Start EXTRACTED MATERIAL

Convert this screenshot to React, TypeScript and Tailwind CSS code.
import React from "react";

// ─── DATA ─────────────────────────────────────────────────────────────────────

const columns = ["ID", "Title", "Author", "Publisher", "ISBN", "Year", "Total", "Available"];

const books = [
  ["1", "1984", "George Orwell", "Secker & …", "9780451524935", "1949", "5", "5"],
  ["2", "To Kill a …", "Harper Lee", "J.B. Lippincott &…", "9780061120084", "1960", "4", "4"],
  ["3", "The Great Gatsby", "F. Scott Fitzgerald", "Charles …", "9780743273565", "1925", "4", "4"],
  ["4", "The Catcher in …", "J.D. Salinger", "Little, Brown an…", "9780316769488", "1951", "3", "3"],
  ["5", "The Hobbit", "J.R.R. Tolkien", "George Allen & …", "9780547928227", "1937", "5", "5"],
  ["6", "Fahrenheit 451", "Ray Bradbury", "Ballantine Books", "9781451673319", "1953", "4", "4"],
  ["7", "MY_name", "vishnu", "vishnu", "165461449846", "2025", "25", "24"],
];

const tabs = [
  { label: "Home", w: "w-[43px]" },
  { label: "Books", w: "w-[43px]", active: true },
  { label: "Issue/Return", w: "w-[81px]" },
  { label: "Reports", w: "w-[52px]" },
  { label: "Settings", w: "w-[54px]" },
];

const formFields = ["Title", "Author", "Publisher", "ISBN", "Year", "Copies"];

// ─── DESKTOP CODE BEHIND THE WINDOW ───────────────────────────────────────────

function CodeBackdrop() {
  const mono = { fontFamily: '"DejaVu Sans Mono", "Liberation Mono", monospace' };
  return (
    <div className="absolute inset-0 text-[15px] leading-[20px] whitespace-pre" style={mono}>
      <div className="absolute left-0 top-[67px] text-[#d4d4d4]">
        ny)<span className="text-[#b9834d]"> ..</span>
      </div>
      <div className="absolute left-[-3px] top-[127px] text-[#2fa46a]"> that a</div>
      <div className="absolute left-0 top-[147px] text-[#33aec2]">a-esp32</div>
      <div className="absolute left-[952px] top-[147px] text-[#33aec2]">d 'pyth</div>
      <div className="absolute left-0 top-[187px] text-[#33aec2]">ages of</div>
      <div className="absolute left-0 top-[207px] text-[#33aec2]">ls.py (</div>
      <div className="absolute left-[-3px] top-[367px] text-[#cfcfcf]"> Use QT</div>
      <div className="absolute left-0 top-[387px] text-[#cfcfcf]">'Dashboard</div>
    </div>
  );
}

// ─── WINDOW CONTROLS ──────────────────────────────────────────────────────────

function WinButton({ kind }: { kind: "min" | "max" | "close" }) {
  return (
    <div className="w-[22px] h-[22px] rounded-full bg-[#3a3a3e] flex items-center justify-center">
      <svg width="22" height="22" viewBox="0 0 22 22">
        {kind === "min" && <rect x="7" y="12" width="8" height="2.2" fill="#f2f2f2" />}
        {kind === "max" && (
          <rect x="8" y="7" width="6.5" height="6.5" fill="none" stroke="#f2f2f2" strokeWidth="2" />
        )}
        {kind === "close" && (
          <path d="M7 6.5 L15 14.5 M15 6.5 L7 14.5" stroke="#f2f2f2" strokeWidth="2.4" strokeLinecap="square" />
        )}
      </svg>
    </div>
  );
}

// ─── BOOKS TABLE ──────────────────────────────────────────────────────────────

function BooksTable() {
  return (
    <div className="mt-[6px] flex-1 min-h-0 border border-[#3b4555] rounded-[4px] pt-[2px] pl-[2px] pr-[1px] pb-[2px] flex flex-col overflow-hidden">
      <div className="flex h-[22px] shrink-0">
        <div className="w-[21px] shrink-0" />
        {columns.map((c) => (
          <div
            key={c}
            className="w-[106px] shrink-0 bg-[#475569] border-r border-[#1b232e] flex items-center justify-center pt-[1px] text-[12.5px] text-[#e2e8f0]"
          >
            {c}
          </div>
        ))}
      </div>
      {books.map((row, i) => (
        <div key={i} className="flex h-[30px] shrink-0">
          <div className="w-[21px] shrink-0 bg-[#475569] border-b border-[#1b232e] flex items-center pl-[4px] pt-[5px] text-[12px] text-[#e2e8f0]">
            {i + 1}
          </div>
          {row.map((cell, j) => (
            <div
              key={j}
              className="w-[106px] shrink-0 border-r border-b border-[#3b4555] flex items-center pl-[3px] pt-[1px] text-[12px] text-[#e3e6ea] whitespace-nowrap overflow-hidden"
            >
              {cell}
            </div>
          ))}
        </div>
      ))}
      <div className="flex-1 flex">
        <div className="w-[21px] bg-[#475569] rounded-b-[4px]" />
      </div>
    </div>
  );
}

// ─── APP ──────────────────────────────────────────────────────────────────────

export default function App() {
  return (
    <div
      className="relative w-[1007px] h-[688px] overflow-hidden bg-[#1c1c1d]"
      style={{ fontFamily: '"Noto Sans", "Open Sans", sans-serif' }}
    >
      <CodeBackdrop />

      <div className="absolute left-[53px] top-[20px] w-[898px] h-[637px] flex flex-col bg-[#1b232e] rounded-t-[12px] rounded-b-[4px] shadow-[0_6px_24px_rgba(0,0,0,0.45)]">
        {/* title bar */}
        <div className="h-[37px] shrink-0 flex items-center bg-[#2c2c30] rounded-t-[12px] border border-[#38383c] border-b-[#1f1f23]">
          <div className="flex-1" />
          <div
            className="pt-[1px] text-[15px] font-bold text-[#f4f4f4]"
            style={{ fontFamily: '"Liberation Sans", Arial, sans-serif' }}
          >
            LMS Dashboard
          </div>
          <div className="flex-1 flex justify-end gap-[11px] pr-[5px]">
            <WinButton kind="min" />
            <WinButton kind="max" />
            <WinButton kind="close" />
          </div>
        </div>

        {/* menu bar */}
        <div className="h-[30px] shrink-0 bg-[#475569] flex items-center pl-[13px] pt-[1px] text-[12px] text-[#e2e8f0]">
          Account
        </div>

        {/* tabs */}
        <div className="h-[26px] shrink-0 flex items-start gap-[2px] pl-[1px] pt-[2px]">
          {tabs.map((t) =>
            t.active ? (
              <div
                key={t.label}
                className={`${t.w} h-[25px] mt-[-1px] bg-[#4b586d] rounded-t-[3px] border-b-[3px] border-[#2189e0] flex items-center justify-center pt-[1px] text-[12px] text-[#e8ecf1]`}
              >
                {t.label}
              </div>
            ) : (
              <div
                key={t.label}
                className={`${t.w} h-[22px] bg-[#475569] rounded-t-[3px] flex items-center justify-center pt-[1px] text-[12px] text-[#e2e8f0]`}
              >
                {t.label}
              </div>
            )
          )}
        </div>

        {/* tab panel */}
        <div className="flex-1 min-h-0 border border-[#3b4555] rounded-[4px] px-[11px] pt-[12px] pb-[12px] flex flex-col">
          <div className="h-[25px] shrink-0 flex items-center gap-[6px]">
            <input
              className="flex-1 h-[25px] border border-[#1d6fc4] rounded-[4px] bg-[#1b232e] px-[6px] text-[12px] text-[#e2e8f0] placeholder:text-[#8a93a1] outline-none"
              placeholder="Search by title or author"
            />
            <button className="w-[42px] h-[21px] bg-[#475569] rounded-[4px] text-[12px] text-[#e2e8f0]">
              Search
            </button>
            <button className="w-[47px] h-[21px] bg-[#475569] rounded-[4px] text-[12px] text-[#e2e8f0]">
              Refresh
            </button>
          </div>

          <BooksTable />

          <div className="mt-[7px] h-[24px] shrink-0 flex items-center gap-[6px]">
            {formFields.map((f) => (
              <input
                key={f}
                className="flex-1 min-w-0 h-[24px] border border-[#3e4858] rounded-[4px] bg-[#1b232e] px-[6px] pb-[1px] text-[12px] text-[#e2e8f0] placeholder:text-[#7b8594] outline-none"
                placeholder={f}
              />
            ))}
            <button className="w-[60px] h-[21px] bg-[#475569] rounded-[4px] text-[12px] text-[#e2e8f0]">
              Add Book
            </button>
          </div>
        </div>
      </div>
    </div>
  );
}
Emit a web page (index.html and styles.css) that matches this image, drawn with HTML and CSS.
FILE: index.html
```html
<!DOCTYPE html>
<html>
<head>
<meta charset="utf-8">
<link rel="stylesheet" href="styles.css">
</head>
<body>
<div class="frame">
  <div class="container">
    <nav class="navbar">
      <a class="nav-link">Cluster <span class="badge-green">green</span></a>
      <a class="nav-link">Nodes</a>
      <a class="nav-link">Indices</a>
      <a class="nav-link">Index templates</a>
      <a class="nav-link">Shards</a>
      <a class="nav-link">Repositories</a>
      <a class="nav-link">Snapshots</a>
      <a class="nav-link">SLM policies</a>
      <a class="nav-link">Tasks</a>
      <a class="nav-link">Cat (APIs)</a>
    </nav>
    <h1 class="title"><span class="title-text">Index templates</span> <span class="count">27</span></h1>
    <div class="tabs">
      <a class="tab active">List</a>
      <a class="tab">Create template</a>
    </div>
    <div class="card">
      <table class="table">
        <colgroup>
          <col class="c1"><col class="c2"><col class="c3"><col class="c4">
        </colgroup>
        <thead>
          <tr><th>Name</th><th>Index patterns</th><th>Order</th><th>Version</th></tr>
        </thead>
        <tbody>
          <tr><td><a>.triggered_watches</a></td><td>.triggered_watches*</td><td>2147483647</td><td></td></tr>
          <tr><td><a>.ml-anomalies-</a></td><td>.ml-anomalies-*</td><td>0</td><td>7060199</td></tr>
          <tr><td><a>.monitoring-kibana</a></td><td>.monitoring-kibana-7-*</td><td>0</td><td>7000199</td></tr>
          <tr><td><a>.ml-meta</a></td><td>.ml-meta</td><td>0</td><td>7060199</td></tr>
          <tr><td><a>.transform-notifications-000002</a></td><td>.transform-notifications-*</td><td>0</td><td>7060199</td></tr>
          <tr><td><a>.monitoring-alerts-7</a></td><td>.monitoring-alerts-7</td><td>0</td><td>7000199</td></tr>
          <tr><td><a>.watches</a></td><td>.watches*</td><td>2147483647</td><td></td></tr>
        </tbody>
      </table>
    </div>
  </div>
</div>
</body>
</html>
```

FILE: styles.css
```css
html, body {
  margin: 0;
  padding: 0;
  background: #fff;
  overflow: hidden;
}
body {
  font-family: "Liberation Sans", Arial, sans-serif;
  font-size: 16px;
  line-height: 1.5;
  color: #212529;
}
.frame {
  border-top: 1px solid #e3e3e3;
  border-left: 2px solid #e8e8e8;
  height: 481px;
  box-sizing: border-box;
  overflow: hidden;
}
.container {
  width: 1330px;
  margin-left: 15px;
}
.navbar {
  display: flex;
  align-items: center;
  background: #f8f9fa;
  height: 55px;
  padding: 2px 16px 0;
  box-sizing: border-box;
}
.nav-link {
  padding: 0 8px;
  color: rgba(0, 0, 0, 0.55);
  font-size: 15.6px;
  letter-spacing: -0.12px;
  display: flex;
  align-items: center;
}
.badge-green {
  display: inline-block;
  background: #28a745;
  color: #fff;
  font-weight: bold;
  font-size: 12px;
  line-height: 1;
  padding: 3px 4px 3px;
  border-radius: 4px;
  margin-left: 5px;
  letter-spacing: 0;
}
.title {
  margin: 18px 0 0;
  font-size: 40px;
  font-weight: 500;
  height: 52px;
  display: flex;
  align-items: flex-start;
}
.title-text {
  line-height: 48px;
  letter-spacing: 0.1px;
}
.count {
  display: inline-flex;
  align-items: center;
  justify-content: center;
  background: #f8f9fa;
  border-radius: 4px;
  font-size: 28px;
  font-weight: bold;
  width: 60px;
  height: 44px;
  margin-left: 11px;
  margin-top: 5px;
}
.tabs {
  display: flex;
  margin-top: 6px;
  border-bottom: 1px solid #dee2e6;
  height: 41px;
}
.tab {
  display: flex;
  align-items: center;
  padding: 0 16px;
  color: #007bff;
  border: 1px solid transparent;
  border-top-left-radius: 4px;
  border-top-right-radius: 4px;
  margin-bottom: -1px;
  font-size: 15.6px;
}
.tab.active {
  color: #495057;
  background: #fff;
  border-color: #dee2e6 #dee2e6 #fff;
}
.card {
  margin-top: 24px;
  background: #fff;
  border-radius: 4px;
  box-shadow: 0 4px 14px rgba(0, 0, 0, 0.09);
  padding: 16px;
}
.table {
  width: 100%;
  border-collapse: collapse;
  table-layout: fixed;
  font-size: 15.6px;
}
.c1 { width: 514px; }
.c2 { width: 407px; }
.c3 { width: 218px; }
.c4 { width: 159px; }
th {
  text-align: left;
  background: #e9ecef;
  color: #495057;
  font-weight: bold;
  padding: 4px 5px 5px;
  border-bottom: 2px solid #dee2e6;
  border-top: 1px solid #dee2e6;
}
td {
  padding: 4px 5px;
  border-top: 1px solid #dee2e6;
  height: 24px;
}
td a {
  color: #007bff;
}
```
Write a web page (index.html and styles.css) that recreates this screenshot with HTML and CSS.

End EXTRACTED MATERIAL

Identify every line above that includes the word "with", and show those lines.

Emit a web page (index.html and styles.css) that matches this image, drawn with HTML and CSS.
Write a web page (index.html and styles.css) that recreates this screenshot with HTML and CSS.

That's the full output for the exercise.